His season finished, he was a forlorn spectator at Rio 2016, cheering on his team-mates with his leg in a brace.

In Ostrava he managed his best of the season so far, 2.20m but knows he will need to step up to reach a level commensurate with his talents.

Sifan Hassan of The Netherlands and Kenya’s Olympic champion Faith Kipyegon lead the Diamond League standings in the women’s 1500m, and both are in Paris seeking the points that will confirm their place in the final. 

Hassan leads the 2017 lists with her 3:56.14 clocking in winning on home soil in Hengelo, while Kipyegon’s 2017 best is 3:59.22.

Ameer Webb, who held off the emerging talent of Christian Coleman to win the 200m at the USATF trials in 20.09, has already qualified for his Diamond League final, and looks favourite in a field that also contains Greece’s Lykourgos-Stefanos Tsakonas, who has run 20.33 this year.

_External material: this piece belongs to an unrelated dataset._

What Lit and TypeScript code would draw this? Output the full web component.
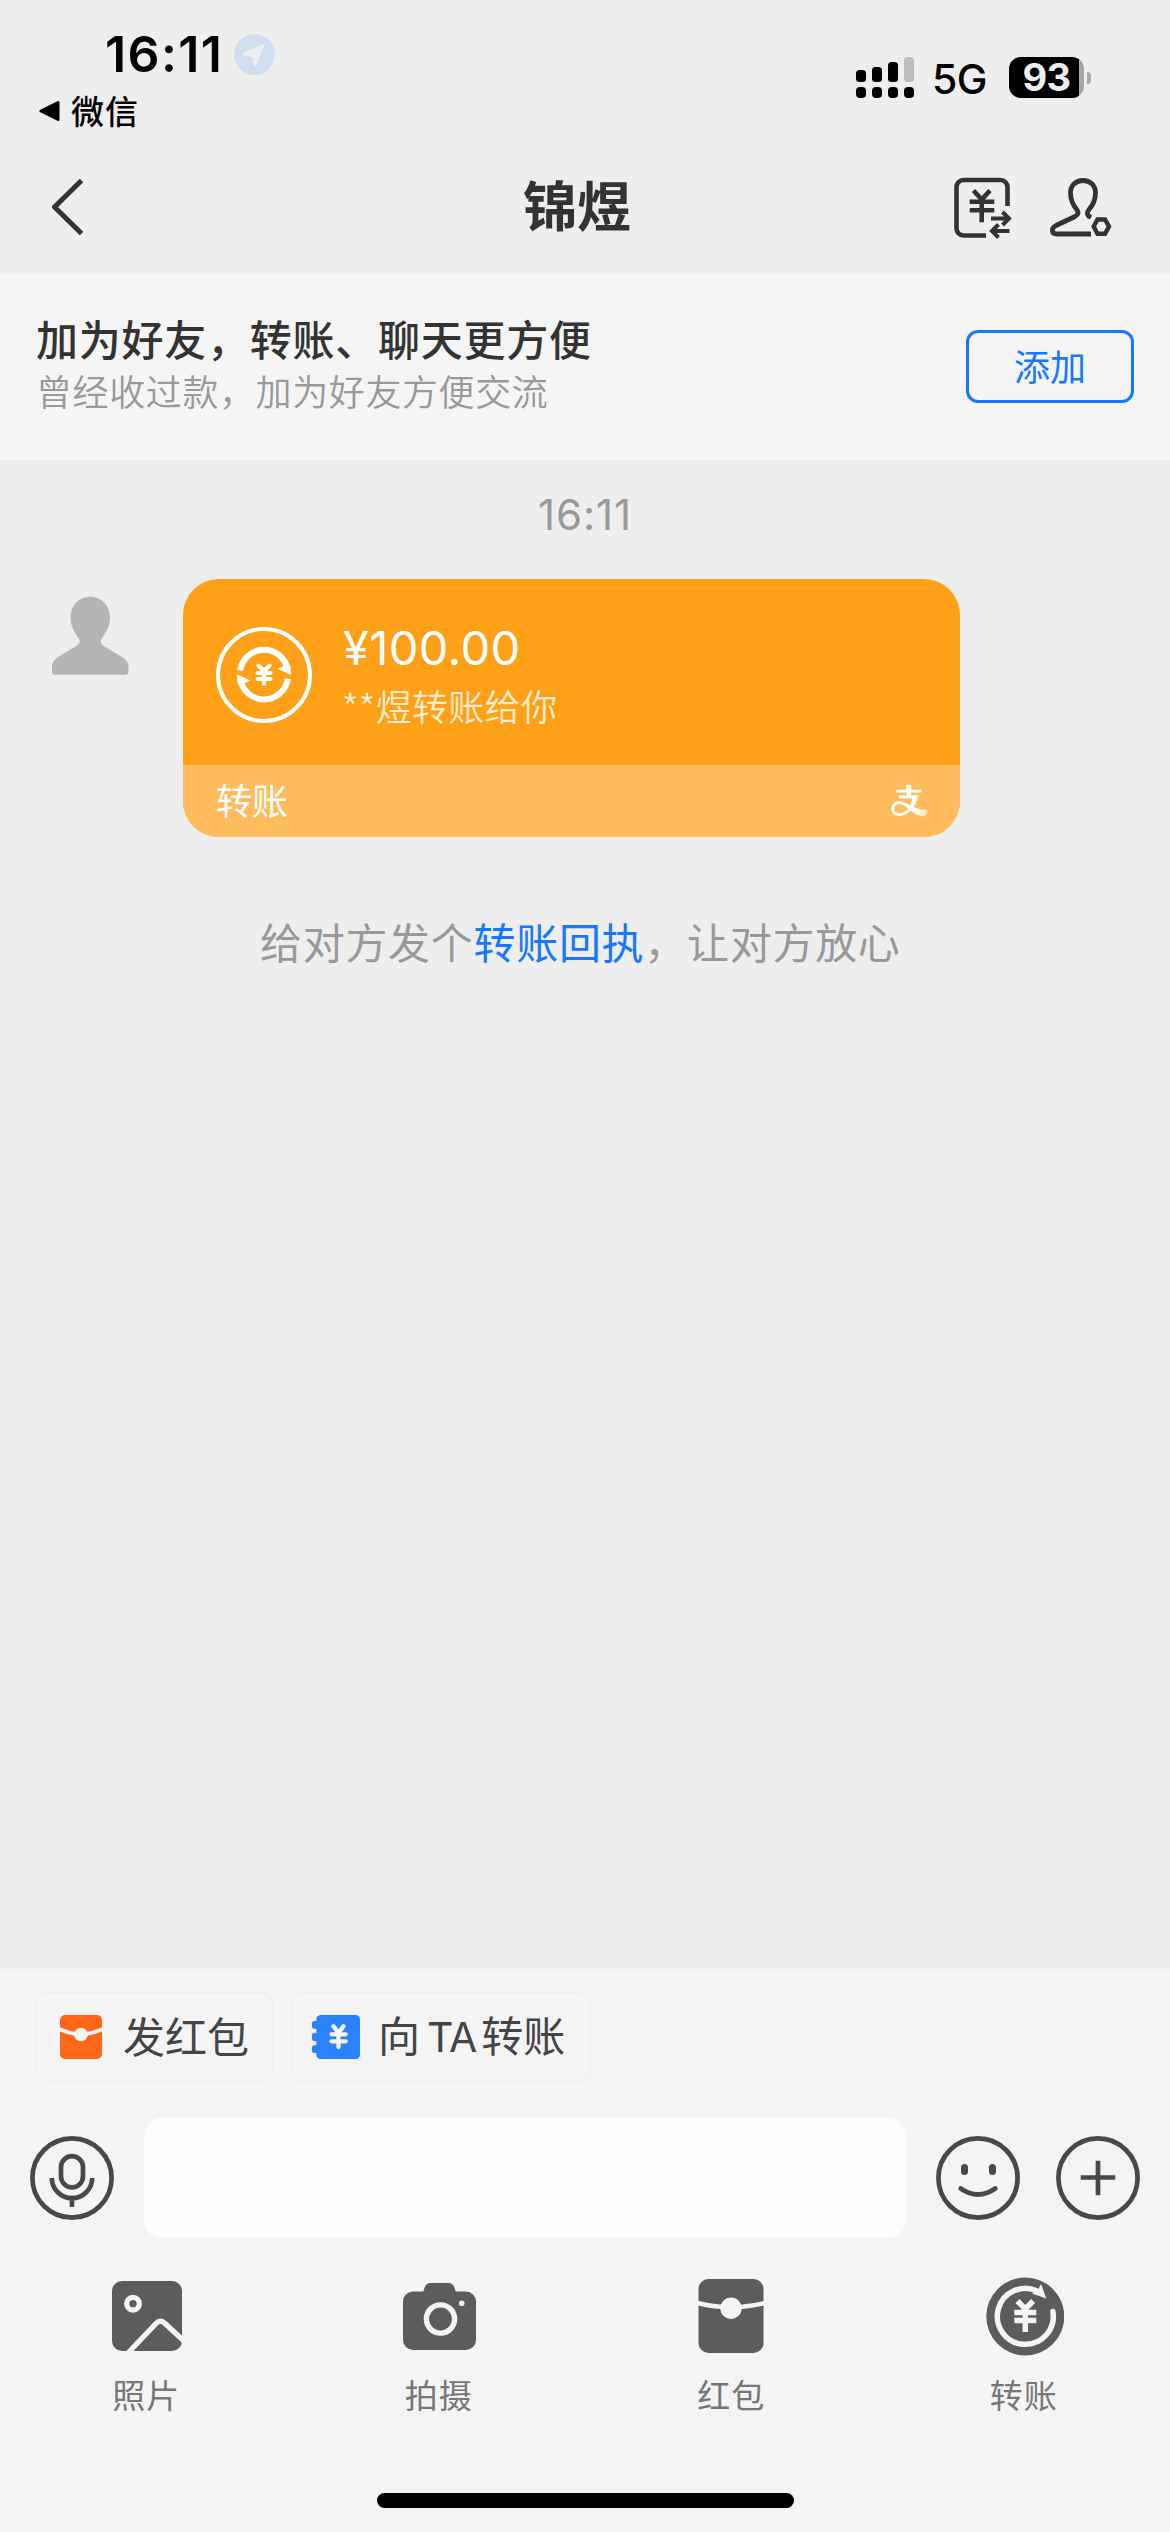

Kenya’s 21-year-old Ronald Kwemoi, winner of the Doha Diamond League 3,000m with a 2017 best time of 7:28.23 will face a strong challenge from Ethiopia’s 19-yer-old Yomif Kejelcha, the only qualifier so far for the men’s 5,000m final.

The meeting will also feature a triathlon put together to showcase home Olympic decathlon silver medallist Kevin Mayer, who will have high hopes in London now that US world record holder Ashton Eaton has retired.